New Delhi: Under lockdown and far apart, Sushen Dang and Keerti Narang went online to say their marriage vows—and pulled off a spectacular Indian wedding complete with thousands of guests and raucous Bollywood dancing.
In a country famous for lavish weddings that last for days, the young couple are among a growing number modifying their marriage ceremonies under a virus lockdown that has limited public gatherings.
Eager to go ahead with the arranged marriage on the auspicious date selected for them by a priest, the pair turned to the internet to tie the knot.
“We never imagined that even our online wedding would be so grand,” Dang, a 26-year-old data analyst who is based in Toronto, told AFP of the April 19 event.
“A hundred guests joined in our celebration on the app. We live-streamed the ceremony on Facebook which was watched by another 16,000 people.”
The nuptials spanned the country.
Dang, decked out in a turban and traditional sherwani kurta, logged on from Mumbai on the coast of the Arabian Sea, while Narang—in her red bridal finery—joined from Bareilly in northern Uttar Pradesh state that borders Nepal.
The priest overseeing proceedings chanted hymns as he sat before a ritual fire at his home in Raipur in the central state of Chhattisgarh, with guests logging in from Delhi, Gurgaon and the southern tech hub of Bangalore.
There were minor hiccups—some elderly family members were accidentally unmuted and pets photo-bombed screens.
But the energy levels remained high and the occasion was capped off with a fun Bollywood-style dance performance by their cousins.
The wedding video posted on Facebook has so far garnered nearly 260,000 views, making the newly-weds “feel like celebrities”.
Wedding blues
The spread of the coronavirus and the nationwide lockdown took place as India’s wedding season was in full swing.
In western Rajasthan state alone some 23,000 weddings meant to coincide with the Hindu Akshaya Tritiya festival on April 26 were called off due to the pandemic.
More than 10 million weddings are held annually in the nation of 1.3 billion people, with the marriage industry estimated to be worth some $40-$50 billion, according to advisory firm KPMG.
The sector—like the rest of the economy—is reeling from the impact of the virus, with planners, caterers and decorators among those who have incurred huge losses.
“We thought, ‘Why don’t we be the flag-bearers and drive weddings online?’,” said Adhish Zaveri, marketing director at matrimonial website Shaadi.com which facilitated Dang and Narang’s wedding.
“A wedding is probably the most important day of somebody’s life … and we thought we have to make it as special and close to a real wedding as possible,” he told AFP.
Online nuptials are among a string of weddings in India that have gone ahead amid the lockdown—with some unusual variations.
One couple in Uttar Pradesh said “I do” inside a police station after more conventional venues like banquet halls, hotels and temples were all ordered closed during the lockdown.
Home nuptials
Zaveri said the significantly cheaper online ceremonies could become an option for couples amid the uncertainty about how long the pandemic is going to last.

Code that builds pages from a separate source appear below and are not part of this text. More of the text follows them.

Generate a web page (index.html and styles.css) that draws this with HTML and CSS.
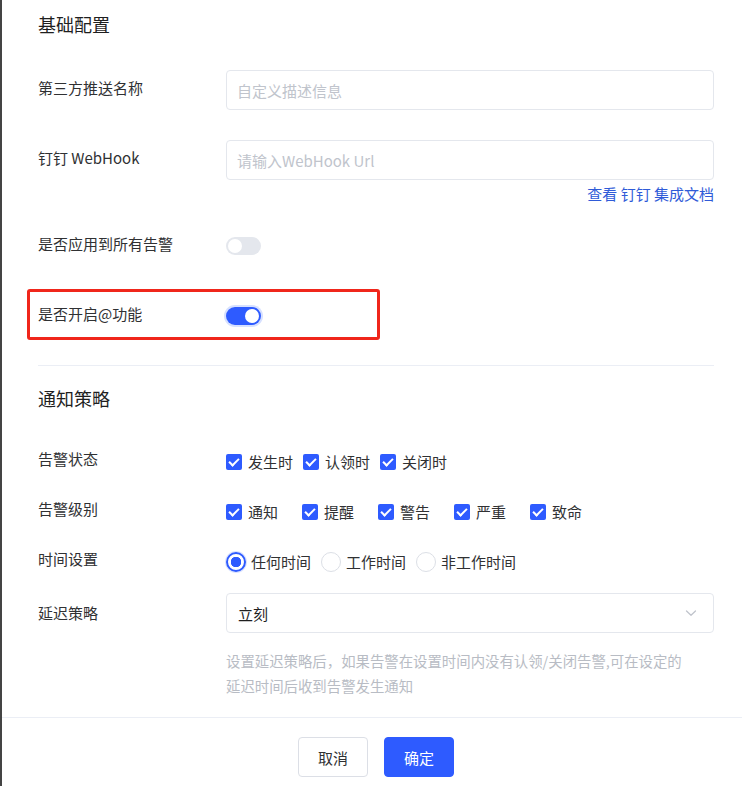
FILE: index.html
```html
<!DOCTYPE html>
<html lang="zh-CN">
<head>
    <meta charset="UTF-8">
    <meta name="viewport" content="width=device-width, initial-scale=1.0">
    <title>钉钉推送配置</title>
    <link rel="stylesheet" href="styles.css">
</head>
<body>
    <div class="drawer">
        <div class="drawer-body">
            <div class="section-title first">基础配置</div>

            <div class="form-item">
                <label class="form-label">第三方推送名称</label>
                <div class="form-content">
                    <input class="text-input" type="text" placeholder="自定义描述信息">
                </div>
            </div>

            <div class="form-item item-webhook">
                <label class="form-label">钉钉 WebHook</label>
                <div class="form-content">
                    <input class="text-input" type="text" placeholder="请输入WebHook Url">
                    <div class="doc-link"><a href="#">查看 钉钉 集成文档</a></div>
                </div>
            </div>

            <div class="form-item item-switch">
                <label class="form-label">是否应用到所有告警</label>
                <div class="form-content">
                    <span class="switch"><span class="switch-knob"></span></span>
                </div>
            </div>

            <div class="form-item item-switch highlighted">
                <label class="form-label">是否开启@功能</label>
                <div class="form-content">
                    <span class="switch is-on"><span class="switch-knob"></span></span>
                </div>
            </div>

            <div class="divider"></div>

            <div class="section-title">通知策略</div>

            <div class="form-item item-options">
                <label class="form-label">告警状态</label>
                <div class="form-content options status-group">
                    <span class="checkbox"><span class="box"></span>发生时</span>
                    <span class="checkbox"><span class="box"></span>认领时</span>
                    <span class="checkbox"><span class="box"></span>关闭时</span>
                </div>
            </div>

            <div class="form-item item-options">
                <label class="form-label">告警级别</label>
                <div class="form-content options level-group">
                    <span class="checkbox"><span class="box"></span>通知</span>
                    <span class="checkbox"><span class="box"></span>提醒</span>
                    <span class="checkbox"><span class="box"></span>警告</span>
                    <span class="checkbox"><span class="box"></span>严重</span>
                    <span class="checkbox"><span class="box"></span>致命</span>
                </div>
            </div>

            <div class="form-item item-options item-time">
                <label class="form-label">时间设置</label>
                <div class="form-content options radio-group">
                    <span class="radio is-checked"><span class="dot"></span>任何时间</span>
                    <span class="radio"><span class="dot"></span>工作时间</span>
                    <span class="radio"><span class="dot"></span>非工作时间</span>
                </div>
            </div>

            <div class="form-item item-select">
                <label class="form-label">延迟策略</label>
                <div class="form-content">
                    <div class="select">
                        <span>立刻</span>
                        <svg class="select-arrow" width="12" height="12" viewBox="0 0 12 12">
                            <path d="M1.5 4 L6 8.2 L10.5 4" fill="none" stroke="#c0c4cc" stroke-width="1.3" stroke-linecap="round" stroke-linejoin="round"/>
                        </svg>
                    </div>
                    <p class="help-text">设置延迟策略后，如果告警在设置时间内没有认领/关闭告警,可在设定的延迟时间后收到告警发生通知</p>
                </div>
            </div>
        </div>

        <div class="drawer-footer">
            <button class="btn">取消</button>
            <button class="btn btn-primary">确定</button>
        </div>
    </div>
</body>
</html>
```

FILE: styles.css
```css
* {
    box-sizing: border-box;
    margin: 0;
    padding: 0;
}

body {
    font-family: "Noto Sans CJK SC", "Liberation Sans", sans-serif;
    background: #fff;
    color: #303133;
    font-size: 15px;
}

.drawer {
    min-height: 786px;
    border-left: 2px solid #444;
    background: #fff;
}

.drawer-body {
    padding: 12px 28px 19px 36px;
}

.section-title {
    font-size: 18px;
    line-height: 24px;
    color: #1f1f1f;
    margin-bottom: 37px;
}

.section-title.first {
    margin-bottom: 34px;
}

.form-item {
    display: flex;
    align-items: flex-start;
    margin-bottom: 30px;
    position: relative;
}

.form-label {
    width: 188px;
    flex-shrink: 0;
    line-height: 36px;
    color: #303133;
}

.form-content {
    flex: 1;
}

.text-input {
    display: block;
    width: 100%;
    height: 40px;
    border: 1px solid #e4e7ed;
    border-radius: 4px;
    padding: 0 10px;
    font-family: inherit;
    font-size: 15px;
    color: #303133;
    outline: none;
}

.text-input::placeholder {
    color: #c0c4cc;
}

.item-webhook {
    margin-bottom: 21px;
}

.doc-link {
    text-align: right;
    line-height: 22px;
    margin-top: 3px;
}

.doc-link a {
    color: #2f5bd8;
    text-decoration: none;
}

/* 开关 */
.item-switch .form-content {
    height: 40px;
    display: flex;
    align-items: center;
}

.switch {
    position: relative;
    display: inline-block;
    width: 35px;
    height: 18px;
    border-radius: 9px;
    background: #e4e7ed;
}

.switch-knob {
    position: absolute;
    top: 2px;
    left: 2px;
    width: 14px;
    height: 14px;
    border-radius: 50%;
    background: #fff;
}

.switch.is-on {
    background: #2e5bff;
    box-shadow: 0 0 0 2px #d6e0ff;
}

.switch.is-on .switch-knob {
    left: 19px;
}

/* 红框标注 */
.highlighted::after {
    content: "";
    box-sizing: border-box;
    position: absolute;
    left: -11px;
    top: -7px;
    width: 353px;
    height: 51px;
    border: 3px solid #f0261b;
    border-radius: 3px;
}

.highlighted {
    margin-bottom: 29px;
}

.divider {
    height: 1px;
    background: #ebeef5;
    margin-bottom: 20px;
}

/* 选项 */
.item-options {
    margin-bottom: 20px;
}

.item-options .form-label {
    line-height: 24px;
}

.item-time {
    margin-bottom: 16px;
}

.options {
    display: flex;
    align-items: center;
    height: 30px;
}

.checkbox, .radio {
    display: inline-flex;
    align-items: center;
    line-height: 24px;
    color: #303133;
}

.checkbox .box {
    position: relative;
    width: 16px;
    height: 16px;
    border-radius: 2px;
    background: #2e5bff;
    margin-right: 6px;
}

.checkbox .box::after {
    content: "";
    position: absolute;
    left: 5px;
    top: 2px;
    width: 4px;
    height: 8px;
    border: solid #fff;
    border-width: 0 2px 2px 0;
    transform: rotate(45deg);
}

.status-group .checkbox {
    margin-right: 10px;
}

.level-group .checkbox {
    margin-right: 24px;
}

.radio {
    margin-right: 10px;
}

.radio .dot {
    width: 20px;
    height: 20px;
    border-radius: 50%;
    border: 1px solid #dcdfe6;
    margin-right: 5px;
    background: #fff;
}

.radio.is-checked .dot {
    border: 2px solid #2e5bff;
    background: radial-gradient(circle, #2e5bff 0 5px, #fff 5.5px);
    box-shadow: 0 0 0 1px #dbe3ff;
}

/* 下拉 */
.item-select {
    margin-bottom: 0;
}

.item-select .form-label {
    line-height: 40px;
}

.select {
    height: 40px;
    border: 1px solid #e4e7ed;
    border-radius: 4px;
    padding: 0 16px 0 11px;
    display: flex;
    align-items: center;
    justify-content: space-between;
    color: #1f1f1f;
}

.help-text {
    margin-top: 15px;
    max-width: 462px;
    font-size: 14.4px;
    line-height: 25px;
    color: #b8bcc4;
}

.drawer-footer {
    border-top: 1px solid #ebeef5;
    padding: 19px 0 0 8px;
    display: flex;
    justify-content: center;
    gap: 16px;
}

.btn {
    width: 70px;
    height: 40px;
    border: 1px solid #dcdfe6;
    border-radius: 4px;
    background: #fff;
    font-family: inherit;
    font-size: 15px;
    color: #303133;
    cursor: pointer;
}

.btn-primary {
    background: #2e5bff;
    border-color: #2e5bff;
    color: #fff;
}
```
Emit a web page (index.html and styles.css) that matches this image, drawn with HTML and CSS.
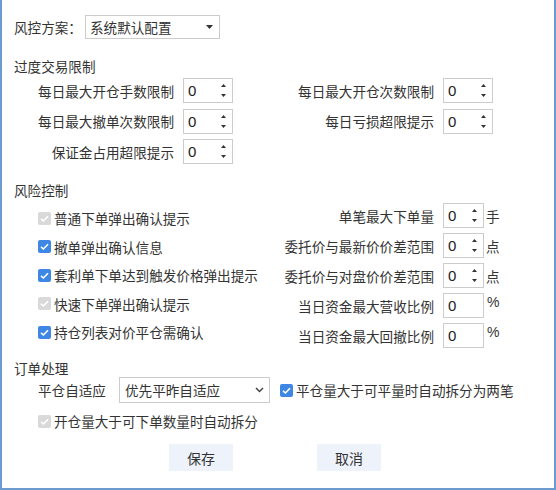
FILE: index.html
```html
<!DOCTYPE html>
<html lang="zh-CN">
<head>
<meta charset="utf-8">
<title>风控方案</title>
<link rel="stylesheet" href="styles.css">
</head>
<body>
<div class="dialog">
  <div class="scheme">
    <span class="scheme-label">风控方案：</span>
    <div class="select select-scheme">
      <span>系统默认配置</span>
      <svg class="caret" width="7" height="4" viewBox="0 0 7 4"><path d="M0 0H7L3.5 4Z" fill="#333"/></svg>
    </div>
  </div>

  <div class="section-title first">过度交易限制</div>
  <div class="limit-grid">
    <span class="lbl">每日最大开仓手数限制</span>
    <div class="spin"><span>0</span><svg class="arrows" width="7" height="17" viewBox="0 0 7 17"><path d="M1 5L3.5 2L6 5Z M1 12L3.5 15L6 12Z" fill="#333"/></svg></div>
    <span class="lbl">每日最大开仓次数限制</span>
    <div class="spin"><span>0</span><svg class="arrows" width="7" height="17" viewBox="0 0 7 17"><path d="M1 5L3.5 2L6 5Z M1 12L3.5 15L6 12Z" fill="#333"/></svg></div>

    <span class="lbl">每日最大撤单次数限制</span>
    <div class="spin"><span>0</span><svg class="arrows" width="7" height="17" viewBox="0 0 7 17"><path d="M1 5L3.5 2L6 5Z M1 12L3.5 15L6 12Z" fill="#333"/></svg></div>
    <span class="lbl">每日亏损超限提示</span>
    <div class="spin"><span>0</span><svg class="arrows" width="7" height="17" viewBox="0 0 7 17"><path d="M1 5L3.5 2L6 5Z M1 12L3.5 15L6 12Z" fill="#333"/></svg></div>

    <span class="lbl">保证金占用超限提示</span>
    <div class="spin"><span>0</span><svg class="arrows" width="7" height="17" viewBox="0 0 7 17"><path d="M1 5L3.5 2L6 5Z M1 12L3.5 15L6 12Z" fill="#333"/></svg></div>
  </div>

  <div class="section-title risk-title">风险控制</div>
  <div class="risk">
    <div class="risk-checks">
      <div class="check-row"><span class="cb disabled"><svg viewBox="0 0 13 13"><path d="M3 6.8L5.4 9L10 4.2" fill="none" stroke="#fff" stroke-width="1.6"/></svg></span><span>普通下单弹出确认提示</span></div>
      <div class="check-row"><span class="cb checked"><svg viewBox="0 0 13 13"><path d="M3 6.8L5.4 9L10 4.2" fill="none" stroke="#fff" stroke-width="1.6"/></svg></span><span>撤单弹出确认信息</span></div>
      <div class="check-row"><span class="cb checked"><svg viewBox="0 0 13 13"><path d="M3 6.8L5.4 9L10 4.2" fill="none" stroke="#fff" stroke-width="1.6"/></svg></span><span>套利单下单达到触发价格弹出提示</span></div>
      <div class="check-row"><span class="cb disabled"><svg viewBox="0 0 13 13"><path d="M3 6.8L5.4 9L10 4.2" fill="none" stroke="#fff" stroke-width="1.6"/></svg></span><span>快速下单弹出确认提示</span></div>
      <div class="check-row"><span class="cb checked"><svg viewBox="0 0 13 13"><path d="M3 6.8L5.4 9L10 4.2" fill="none" stroke="#fff" stroke-width="1.6"/></svg></span><span>持仓列表对价平仓需确认</span></div>
    </div>
    <div class="risk-grid">
      <span class="lbl">单笔最大下单量</span>
      <div class="spin"><span>0</span><svg class="arrows" width="7" height="17" viewBox="0 0 7 17"><path d="M1 5L3.5 2L6 5Z M1 12L3.5 15L6 12Z" fill="#333"/></svg></div>
      <span class="unit">手</span>

      <span class="lbl">委托价与最新价价差范围</span>
      <div class="spin"><span>0</span><svg class="arrows" width="7" height="17" viewBox="0 0 7 17"><path d="M1 5L3.5 2L6 5Z M1 12L3.5 15L6 12Z" fill="#333"/></svg></div>
      <span class="unit">点</span>

      <span class="lbl">委托价与对盘价价差范围</span>
      <div class="spin"><span>0</span><svg class="arrows" width="7" height="17" viewBox="0 0 7 17"><path d="M1 5L3.5 2L6 5Z M1 12L3.5 15L6 12Z" fill="#333"/></svg></div>
      <span class="unit">点</span>

      <span class="lbl">当日资金最大营收比例</span>
      <div class="spin"><span>0</span></div>
      <span class="unit pct">%</span>

      <span class="lbl">当日资金最大回撤比例</span>
      <div class="spin"><span>0</span></div>
      <span class="unit pct">%</span>
    </div>
  </div>

  <div class="section-title order-title">订单处理</div>
  <div class="order-row">
    <span class="order-label">平仓自适应</span>
    <div class="select select-order">
      <span>优先平昨自适应</span>
      <svg class="chev" width="9" height="6" viewBox="0 0 9 6"><path d="M1 1L4.5 4.5L8 1" fill="none" stroke="#444" stroke-width="1.5"/></svg>
    </div>
    <div class="check-row inline"><span class="cb checked"><svg viewBox="0 0 13 13"><path d="M3 6.8L5.4 9L10 4.2" fill="none" stroke="#fff" stroke-width="1.6"/></svg></span><span>平仓量大于可平量时自动拆分为两笔</span></div>
  </div>
  <div class="check-row split-row"><span class="cb disabled"><svg viewBox="0 0 13 13"><path d="M3 6.8L5.4 9L10 4.2" fill="none" stroke="#fff" stroke-width="1.6"/></svg></span><span>开仓量大于可下单数量时自动拆分</span></div>

  <div class="buttons">
    <button class="btn">保存</button>
    <button class="btn">取消</button>
  </div>
</div>
</body>
</html>
```

FILE: styles.css
```css
html, body {
  margin: 0;
  padding: 0;
  background: #ffffff;
}

body {
  font-family: "Noto Sans CJK SC", "Microsoft YaHei", sans-serif;
  font-size: 13.6px;
  color: #333333;
}

.dialog {
  box-sizing: border-box;
  width: 556px;
  height: 490px;
  border-left: 2px solid #6c9bd0;
  border-right: 2px solid #6c9bd0;
  border-bottom: 2px solid #6c9bd0;
  background: #ffffff;
  padding: 15px 0 0 12px;
}

.scheme {
  display: flex;
  align-items: center;
  height: 24px;
}

.scheme-label {
  width: 71px;
  font-size: 13.6px;
}

.select {
  box-sizing: border-box;
  display: flex;
  align-items: center;
  justify-content: space-between;
  border: 1px solid #cccccc;
  background: #ffffff;
}

.select-scheme {
  width: 135px;
  height: 24px;
  padding: 0 6px 0 4px;
}

.select-order {
  width: 151px;
  height: 26px;
  padding: 0 5px 0 5px;
}

.caret { display: block; }
.chev { display: block; }

.section-title {
  line-height: 20px;
  height: 20px;
}

.section-title.first { margin-top: 17px; }
.risk-title { margin-top: 16px; }
.order-title { margin-top: 11px; line-height: 18px; height: 18px; }

.limit-grid {
  margin-top: 2px;
  display: grid;
  grid-template-columns: 160px 50px 192px 50px;
  grid-auto-rows: 25px;
  column-gap: 9px;
  row-gap: 5.5px;
  align-items: center;
}

.lbl {
  text-align: right;
  white-space: nowrap;
}

.spin {
  box-sizing: border-box;
  height: 25px;
  border: 1px solid #cccccc;
  background: #ffffff;
  display: flex;
  align-items: center;
  justify-content: space-between;
  padding: 0 5px 0 4px;
  font-family: "Liberation Sans", "Noto Sans", sans-serif;
  font-size: 15px;
  color: #222;
}

.arrows { display: block; }

.risk {
  margin-top: 3px;
  display: flex;
}

.risk-checks {
  width: 240px;
  padding-left: 24px;
  padding-top: 1px;
  display: flex;
  flex-direction: column;
}

.check-row {
  display: flex;
  align-items: center;
  height: 28.5px;
  white-space: nowrap;
}

.cb {
  box-sizing: border-box;
  width: 13px;
  height: 13px;
  border-radius: 2px;
  margin-right: 3px;
  flex: none;
  display: flex;
}

.cb svg { width: 13px; height: 13px; display: block; }

.cb.checked { background: #3f87e5; }
.cb.disabled { background: #d9d9d9; }

.risk-grid {
  display: grid;
  grid-template-columns: 156px 50px auto;
  grid-auto-rows: 25px;
  row-gap: 5px;
  align-items: center;
}

.risk-grid .spin { margin-left: 9px; }
.risk-grid .unit { margin-left: 2px; }
.risk-grid .unit.pct {
  font-family: "Liberation Sans", sans-serif;
  font-size: 14px;
  margin-left: 3px;
  align-self: start;
  padding-top: 1px;
}

.order-row {
  display: flex;
  align-items: center;
  height: 26px;
  padding-left: 24px;
}

.order-label { width: 81px; }

.order-row .check-row.inline {
  margin-left: 10px;
  height: 26px;
}

.split-row {
  margin-top: 8px;
  height: 20px;
  padding-left: 24px;
}

.buttons {
  margin-top: 13px;
  display: flex;
  gap: 84px;
  padding-left: 155px;
}

.btn {
  width: 64px;
  height: 27px;
  border: none;
  background: #eef2fa;
  color: #333333;
  font-family: "Noto Sans CJK SC", sans-serif;
  font-size: 14px;
  padding: 0;
}
```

Couples are charged less than 100,000 rupees ($1,300) for the virtual services, Zaveri said, adding 12 more such weddings were in the pipeline.
To give the online ceremonies a professional touch, make-up artists and sari-draping experts are hired to help the bride, while a folk singer is engaged to serenade the guests.
All participants are sent logins and passwords so that strangers can’t gatecrash the event.
Kirti Agrawal—who married her beau Avinash Singh Bagri on April 14 on the balcony of their relative’s flat as friends and family watched on a videoconferencing app—said the digital approach appealed to her.
“Their (groom’s) family had planned a guest list of 8,000 to 10,000,” Agrawal told AFP.
“It isn’t that I am not a fan of big, fat weddings. But when I heard about the wedding-from-home idea, I was very happy.”